- [What needs to be done]
From the line with "Clone this screenshot in Web Components." to the line with "</vales-app>", both included, repeat each line exactly and leave out the pictures.
··· Data shown
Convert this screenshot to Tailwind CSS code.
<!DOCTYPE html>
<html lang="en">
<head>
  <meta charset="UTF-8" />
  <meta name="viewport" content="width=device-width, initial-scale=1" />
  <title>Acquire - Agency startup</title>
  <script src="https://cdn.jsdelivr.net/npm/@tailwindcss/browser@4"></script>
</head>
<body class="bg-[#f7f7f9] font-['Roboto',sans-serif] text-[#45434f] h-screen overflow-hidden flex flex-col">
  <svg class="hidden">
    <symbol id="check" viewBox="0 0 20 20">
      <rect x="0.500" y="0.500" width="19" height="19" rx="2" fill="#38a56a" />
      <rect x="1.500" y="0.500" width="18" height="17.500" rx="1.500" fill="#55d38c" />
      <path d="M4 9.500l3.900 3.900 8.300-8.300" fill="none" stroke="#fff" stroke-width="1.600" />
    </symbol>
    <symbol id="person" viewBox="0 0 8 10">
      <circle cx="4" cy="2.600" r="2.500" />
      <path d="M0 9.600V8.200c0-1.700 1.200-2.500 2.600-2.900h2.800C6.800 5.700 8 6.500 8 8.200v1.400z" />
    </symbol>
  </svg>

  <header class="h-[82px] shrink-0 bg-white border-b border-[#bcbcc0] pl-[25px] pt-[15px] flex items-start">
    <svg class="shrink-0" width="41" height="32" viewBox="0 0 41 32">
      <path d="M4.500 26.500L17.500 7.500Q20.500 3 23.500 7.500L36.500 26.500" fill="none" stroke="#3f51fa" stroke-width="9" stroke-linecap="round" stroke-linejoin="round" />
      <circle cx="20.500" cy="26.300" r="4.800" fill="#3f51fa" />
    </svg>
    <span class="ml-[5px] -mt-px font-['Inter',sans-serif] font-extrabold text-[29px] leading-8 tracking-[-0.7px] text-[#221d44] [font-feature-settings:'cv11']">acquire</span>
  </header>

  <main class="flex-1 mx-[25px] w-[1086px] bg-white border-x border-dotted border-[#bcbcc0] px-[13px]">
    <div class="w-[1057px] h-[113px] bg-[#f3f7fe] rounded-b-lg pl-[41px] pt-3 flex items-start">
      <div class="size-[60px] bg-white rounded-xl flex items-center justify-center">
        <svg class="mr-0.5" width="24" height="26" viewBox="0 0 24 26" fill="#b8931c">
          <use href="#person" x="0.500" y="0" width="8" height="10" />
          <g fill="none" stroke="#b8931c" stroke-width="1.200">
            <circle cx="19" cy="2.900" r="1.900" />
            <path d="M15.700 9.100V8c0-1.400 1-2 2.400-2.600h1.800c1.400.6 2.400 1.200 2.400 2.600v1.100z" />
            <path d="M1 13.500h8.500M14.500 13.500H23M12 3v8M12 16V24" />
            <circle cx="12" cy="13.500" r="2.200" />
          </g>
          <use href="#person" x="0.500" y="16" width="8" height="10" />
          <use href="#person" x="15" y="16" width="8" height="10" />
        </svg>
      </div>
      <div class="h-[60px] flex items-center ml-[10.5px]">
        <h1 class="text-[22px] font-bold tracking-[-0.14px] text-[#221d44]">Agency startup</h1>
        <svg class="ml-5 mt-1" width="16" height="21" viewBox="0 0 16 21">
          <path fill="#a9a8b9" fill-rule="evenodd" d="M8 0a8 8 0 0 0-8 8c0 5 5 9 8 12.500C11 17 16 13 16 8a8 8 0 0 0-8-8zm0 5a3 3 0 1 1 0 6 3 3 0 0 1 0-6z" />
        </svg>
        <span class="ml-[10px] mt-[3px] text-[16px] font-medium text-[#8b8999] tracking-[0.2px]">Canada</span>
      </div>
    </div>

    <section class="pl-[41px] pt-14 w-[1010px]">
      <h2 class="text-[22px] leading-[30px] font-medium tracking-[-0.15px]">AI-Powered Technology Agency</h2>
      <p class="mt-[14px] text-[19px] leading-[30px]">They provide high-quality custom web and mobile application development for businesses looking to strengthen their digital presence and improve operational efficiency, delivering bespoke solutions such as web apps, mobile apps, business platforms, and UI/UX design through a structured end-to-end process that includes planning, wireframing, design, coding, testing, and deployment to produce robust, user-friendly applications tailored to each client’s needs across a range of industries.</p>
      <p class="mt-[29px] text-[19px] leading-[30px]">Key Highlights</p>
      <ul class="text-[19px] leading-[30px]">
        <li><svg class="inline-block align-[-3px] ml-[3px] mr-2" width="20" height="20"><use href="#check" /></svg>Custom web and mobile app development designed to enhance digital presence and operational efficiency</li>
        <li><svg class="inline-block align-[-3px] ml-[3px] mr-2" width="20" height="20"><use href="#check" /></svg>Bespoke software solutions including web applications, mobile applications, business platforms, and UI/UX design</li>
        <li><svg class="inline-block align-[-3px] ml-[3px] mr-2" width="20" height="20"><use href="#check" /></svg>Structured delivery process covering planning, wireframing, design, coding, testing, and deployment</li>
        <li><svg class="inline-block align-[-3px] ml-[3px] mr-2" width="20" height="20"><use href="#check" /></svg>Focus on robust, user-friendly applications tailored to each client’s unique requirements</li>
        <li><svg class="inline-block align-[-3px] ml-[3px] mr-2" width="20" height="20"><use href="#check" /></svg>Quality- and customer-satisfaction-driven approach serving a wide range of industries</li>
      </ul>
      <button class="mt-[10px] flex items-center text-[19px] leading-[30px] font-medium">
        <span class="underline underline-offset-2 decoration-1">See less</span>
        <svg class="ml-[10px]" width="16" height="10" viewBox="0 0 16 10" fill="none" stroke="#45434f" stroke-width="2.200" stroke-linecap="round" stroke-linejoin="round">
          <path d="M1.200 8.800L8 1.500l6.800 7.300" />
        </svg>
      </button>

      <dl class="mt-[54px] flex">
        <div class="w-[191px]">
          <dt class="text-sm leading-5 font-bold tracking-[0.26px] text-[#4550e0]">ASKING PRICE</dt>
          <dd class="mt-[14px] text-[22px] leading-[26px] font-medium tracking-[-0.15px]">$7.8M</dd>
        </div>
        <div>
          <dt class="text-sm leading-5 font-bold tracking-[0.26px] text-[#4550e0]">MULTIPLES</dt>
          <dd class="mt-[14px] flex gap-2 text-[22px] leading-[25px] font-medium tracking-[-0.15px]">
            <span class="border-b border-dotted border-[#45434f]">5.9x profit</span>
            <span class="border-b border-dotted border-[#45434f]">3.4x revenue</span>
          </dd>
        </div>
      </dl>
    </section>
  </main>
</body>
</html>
······
··· Data shown
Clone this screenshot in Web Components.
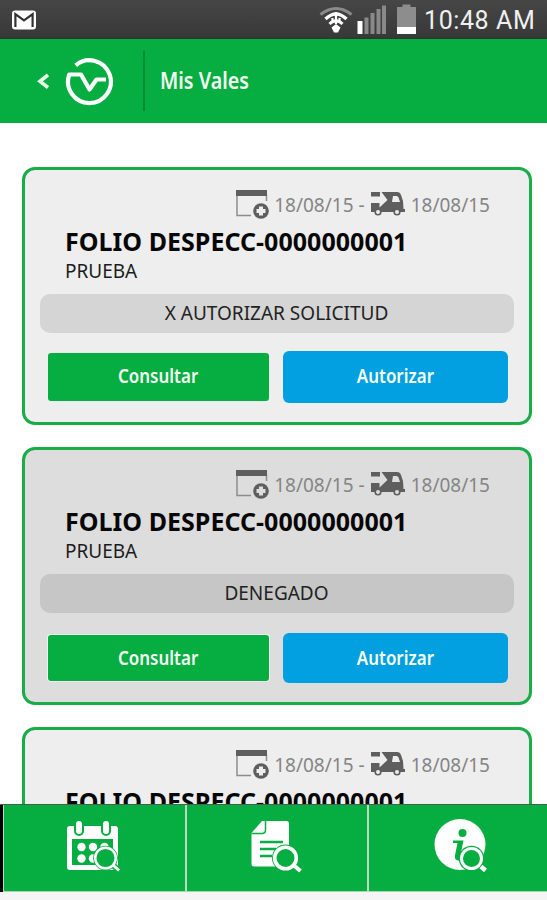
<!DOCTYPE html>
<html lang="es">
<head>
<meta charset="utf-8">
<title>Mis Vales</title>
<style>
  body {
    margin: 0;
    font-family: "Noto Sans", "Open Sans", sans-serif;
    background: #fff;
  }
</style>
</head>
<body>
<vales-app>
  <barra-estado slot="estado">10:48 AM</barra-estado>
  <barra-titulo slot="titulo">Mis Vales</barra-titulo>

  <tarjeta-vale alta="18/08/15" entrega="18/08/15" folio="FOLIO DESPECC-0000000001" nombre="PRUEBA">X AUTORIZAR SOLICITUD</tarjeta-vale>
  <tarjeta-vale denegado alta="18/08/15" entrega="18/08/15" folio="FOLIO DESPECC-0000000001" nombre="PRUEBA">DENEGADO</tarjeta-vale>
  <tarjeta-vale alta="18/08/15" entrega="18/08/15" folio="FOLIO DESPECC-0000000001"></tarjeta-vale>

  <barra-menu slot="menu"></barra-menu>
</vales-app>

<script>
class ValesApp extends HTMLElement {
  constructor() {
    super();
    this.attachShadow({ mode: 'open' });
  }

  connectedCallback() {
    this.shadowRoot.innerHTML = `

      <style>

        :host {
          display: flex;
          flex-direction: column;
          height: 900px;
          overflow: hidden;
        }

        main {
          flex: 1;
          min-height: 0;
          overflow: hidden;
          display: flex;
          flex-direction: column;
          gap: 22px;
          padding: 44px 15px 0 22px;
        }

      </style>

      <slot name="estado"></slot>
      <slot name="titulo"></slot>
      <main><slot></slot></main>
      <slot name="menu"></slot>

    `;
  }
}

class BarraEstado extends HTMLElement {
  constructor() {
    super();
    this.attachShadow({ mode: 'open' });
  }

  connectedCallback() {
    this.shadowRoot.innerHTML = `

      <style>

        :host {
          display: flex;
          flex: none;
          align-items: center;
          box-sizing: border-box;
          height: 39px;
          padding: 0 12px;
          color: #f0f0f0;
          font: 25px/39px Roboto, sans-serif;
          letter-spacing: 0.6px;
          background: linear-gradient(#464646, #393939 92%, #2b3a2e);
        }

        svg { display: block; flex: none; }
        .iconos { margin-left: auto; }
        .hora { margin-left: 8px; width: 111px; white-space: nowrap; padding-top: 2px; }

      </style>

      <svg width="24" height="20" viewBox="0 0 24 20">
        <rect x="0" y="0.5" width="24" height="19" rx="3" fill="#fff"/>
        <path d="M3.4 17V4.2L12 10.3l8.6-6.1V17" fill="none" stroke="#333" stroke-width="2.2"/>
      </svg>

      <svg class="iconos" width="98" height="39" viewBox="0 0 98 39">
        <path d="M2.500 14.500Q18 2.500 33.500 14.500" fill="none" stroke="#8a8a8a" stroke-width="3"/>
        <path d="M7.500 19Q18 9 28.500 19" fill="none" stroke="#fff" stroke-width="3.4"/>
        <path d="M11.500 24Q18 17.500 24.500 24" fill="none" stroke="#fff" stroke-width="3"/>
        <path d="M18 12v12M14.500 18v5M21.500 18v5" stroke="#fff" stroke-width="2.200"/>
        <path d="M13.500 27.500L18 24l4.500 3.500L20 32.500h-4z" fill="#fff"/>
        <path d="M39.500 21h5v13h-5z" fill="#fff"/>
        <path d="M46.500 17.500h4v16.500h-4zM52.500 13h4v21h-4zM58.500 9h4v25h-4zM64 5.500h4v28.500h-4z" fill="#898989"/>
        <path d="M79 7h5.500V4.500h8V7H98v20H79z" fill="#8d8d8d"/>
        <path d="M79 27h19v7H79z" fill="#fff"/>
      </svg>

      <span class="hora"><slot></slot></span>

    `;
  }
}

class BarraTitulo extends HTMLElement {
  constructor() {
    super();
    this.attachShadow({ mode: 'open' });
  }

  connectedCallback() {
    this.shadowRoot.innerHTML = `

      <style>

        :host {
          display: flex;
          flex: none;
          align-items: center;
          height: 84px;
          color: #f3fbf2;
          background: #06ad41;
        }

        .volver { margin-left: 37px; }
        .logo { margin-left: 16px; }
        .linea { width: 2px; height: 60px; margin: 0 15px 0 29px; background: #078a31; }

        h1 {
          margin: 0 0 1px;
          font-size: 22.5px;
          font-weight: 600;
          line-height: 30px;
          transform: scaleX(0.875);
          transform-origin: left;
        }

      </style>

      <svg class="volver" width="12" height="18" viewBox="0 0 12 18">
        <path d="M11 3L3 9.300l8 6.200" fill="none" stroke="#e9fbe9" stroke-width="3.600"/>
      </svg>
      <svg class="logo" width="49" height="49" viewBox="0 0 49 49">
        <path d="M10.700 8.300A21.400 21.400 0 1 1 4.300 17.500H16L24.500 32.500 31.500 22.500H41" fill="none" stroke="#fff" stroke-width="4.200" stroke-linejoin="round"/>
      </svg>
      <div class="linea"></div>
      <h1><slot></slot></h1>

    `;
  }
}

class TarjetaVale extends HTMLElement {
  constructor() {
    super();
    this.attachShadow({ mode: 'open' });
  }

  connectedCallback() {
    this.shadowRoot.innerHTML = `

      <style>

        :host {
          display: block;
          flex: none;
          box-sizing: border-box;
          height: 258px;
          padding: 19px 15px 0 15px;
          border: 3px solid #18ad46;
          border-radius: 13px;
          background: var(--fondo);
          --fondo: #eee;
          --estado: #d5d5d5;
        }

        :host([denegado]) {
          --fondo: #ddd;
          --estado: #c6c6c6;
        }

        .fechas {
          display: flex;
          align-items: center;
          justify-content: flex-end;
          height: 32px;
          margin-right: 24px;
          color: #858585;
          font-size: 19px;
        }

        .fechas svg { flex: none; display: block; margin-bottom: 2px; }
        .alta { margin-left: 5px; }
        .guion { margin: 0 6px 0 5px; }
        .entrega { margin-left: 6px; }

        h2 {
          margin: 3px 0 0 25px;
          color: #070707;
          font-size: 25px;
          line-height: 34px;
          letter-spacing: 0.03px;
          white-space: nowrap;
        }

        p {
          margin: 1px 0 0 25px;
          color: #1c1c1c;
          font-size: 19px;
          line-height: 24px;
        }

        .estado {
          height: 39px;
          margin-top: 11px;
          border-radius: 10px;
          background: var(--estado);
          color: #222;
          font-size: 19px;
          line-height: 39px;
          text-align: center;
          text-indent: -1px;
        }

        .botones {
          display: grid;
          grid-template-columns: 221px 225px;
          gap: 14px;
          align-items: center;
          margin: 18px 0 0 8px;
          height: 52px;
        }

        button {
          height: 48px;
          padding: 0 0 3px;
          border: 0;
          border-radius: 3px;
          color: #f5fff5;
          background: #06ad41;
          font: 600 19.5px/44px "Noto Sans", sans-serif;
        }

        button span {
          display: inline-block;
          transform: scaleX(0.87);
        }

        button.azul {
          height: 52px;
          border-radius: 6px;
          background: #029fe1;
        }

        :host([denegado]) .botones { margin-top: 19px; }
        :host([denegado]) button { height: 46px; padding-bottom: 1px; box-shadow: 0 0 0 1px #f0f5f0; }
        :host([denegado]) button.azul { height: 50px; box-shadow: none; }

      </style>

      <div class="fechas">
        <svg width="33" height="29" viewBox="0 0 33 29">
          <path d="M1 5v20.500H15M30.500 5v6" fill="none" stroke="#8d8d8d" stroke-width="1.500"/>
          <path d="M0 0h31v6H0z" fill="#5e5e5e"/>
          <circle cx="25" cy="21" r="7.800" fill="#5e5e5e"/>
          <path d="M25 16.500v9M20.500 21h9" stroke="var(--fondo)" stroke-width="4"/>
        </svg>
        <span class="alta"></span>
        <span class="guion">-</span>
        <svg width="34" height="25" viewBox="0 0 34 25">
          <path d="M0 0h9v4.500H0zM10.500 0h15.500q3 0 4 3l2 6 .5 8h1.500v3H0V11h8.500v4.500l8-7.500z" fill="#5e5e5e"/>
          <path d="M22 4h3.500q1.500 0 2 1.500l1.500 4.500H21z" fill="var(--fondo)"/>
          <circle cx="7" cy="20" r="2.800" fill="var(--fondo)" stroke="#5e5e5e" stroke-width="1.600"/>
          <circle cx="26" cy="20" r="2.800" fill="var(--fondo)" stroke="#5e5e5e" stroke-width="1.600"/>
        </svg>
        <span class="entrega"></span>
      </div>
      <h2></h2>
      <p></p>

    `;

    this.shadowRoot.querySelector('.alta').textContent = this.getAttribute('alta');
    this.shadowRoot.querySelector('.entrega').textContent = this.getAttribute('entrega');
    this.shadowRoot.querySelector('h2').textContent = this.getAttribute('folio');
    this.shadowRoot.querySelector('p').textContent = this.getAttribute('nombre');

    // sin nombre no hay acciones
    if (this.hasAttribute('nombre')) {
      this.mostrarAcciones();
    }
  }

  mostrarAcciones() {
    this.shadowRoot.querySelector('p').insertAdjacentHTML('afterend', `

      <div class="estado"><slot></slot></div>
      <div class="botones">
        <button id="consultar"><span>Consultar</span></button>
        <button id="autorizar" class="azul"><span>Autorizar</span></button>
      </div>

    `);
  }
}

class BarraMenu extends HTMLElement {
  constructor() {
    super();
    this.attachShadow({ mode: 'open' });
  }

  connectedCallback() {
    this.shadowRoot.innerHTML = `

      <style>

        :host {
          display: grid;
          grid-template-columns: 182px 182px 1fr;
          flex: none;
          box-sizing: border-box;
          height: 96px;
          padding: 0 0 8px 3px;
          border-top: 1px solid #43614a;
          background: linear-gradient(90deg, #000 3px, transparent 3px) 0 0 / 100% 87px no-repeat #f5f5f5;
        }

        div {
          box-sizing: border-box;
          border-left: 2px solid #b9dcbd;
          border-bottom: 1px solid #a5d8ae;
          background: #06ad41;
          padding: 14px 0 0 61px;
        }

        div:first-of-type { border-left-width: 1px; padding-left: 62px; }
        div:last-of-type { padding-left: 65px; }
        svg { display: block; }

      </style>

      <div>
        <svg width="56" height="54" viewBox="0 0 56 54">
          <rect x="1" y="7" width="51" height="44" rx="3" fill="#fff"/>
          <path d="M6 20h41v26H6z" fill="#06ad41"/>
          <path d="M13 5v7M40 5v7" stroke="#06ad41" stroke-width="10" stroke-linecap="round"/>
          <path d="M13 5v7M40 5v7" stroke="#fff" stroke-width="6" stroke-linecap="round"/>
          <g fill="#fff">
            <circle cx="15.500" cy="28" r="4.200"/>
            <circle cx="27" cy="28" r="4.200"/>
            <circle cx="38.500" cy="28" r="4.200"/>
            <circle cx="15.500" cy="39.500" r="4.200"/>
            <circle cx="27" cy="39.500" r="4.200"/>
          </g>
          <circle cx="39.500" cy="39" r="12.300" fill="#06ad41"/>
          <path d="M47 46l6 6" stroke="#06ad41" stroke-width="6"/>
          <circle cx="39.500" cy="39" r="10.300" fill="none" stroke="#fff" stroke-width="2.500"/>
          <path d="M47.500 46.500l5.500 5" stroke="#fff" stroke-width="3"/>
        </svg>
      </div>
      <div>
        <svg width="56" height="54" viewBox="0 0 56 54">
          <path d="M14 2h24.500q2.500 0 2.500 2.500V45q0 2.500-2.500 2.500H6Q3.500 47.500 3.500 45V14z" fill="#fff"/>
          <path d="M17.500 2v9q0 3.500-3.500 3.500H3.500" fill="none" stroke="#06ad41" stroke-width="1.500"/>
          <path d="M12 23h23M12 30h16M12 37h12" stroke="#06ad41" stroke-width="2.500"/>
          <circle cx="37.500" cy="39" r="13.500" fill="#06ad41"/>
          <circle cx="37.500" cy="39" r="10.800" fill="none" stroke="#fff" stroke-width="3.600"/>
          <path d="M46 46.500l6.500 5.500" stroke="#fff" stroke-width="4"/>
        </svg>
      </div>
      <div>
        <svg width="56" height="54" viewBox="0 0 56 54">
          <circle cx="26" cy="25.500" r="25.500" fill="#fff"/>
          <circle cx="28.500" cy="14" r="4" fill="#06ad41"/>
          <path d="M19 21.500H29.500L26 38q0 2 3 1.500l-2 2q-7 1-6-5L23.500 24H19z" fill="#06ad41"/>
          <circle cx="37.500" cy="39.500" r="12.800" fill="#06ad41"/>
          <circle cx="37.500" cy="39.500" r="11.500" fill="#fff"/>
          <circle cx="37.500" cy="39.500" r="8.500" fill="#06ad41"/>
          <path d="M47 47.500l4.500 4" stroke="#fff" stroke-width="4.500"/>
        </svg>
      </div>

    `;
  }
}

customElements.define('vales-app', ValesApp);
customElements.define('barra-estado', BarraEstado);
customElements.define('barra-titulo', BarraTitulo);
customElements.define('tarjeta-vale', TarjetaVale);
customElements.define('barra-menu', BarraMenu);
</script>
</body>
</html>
······
- [Solved problem]
Clone this screenshot in Web Components.
<!DOCTYPE html>
<html lang="es">
<head>
<meta charset="utf-8">
<title>Mis Vales</title>
<style>
  body {
    margin: 0;
    font-family: "Noto Sans", "Open Sans", sans-serif;
    background: #fff;
  }
</style>
</head>
<body>
<vales-app>
  <barra-estado slot="estado">10:48 AM</barra-estado>
  <barra-titulo slot="titulo">Mis Vales</barra-titulo>

  <tarjeta-vale alta="18/08/15" entrega="18/08/15" folio="FOLIO DESPECC-0000000001" nombre="PRUEBA">X AUTORIZAR SOLICITUD</tarjeta-vale>
  <tarjeta-vale denegado alta="18/08/15" entrega="18/08/15" folio="FOLIO DESPECC-0000000001" nombre="PRUEBA">DENEGADO</tarjeta-vale>
  <tarjeta-vale alta="18/08/15" entrega="18/08/15" folio="FOLIO DESPECC-0000000001"></tarjeta-vale>

  <barra-menu slot="menu"></barra-menu>
</vales-app>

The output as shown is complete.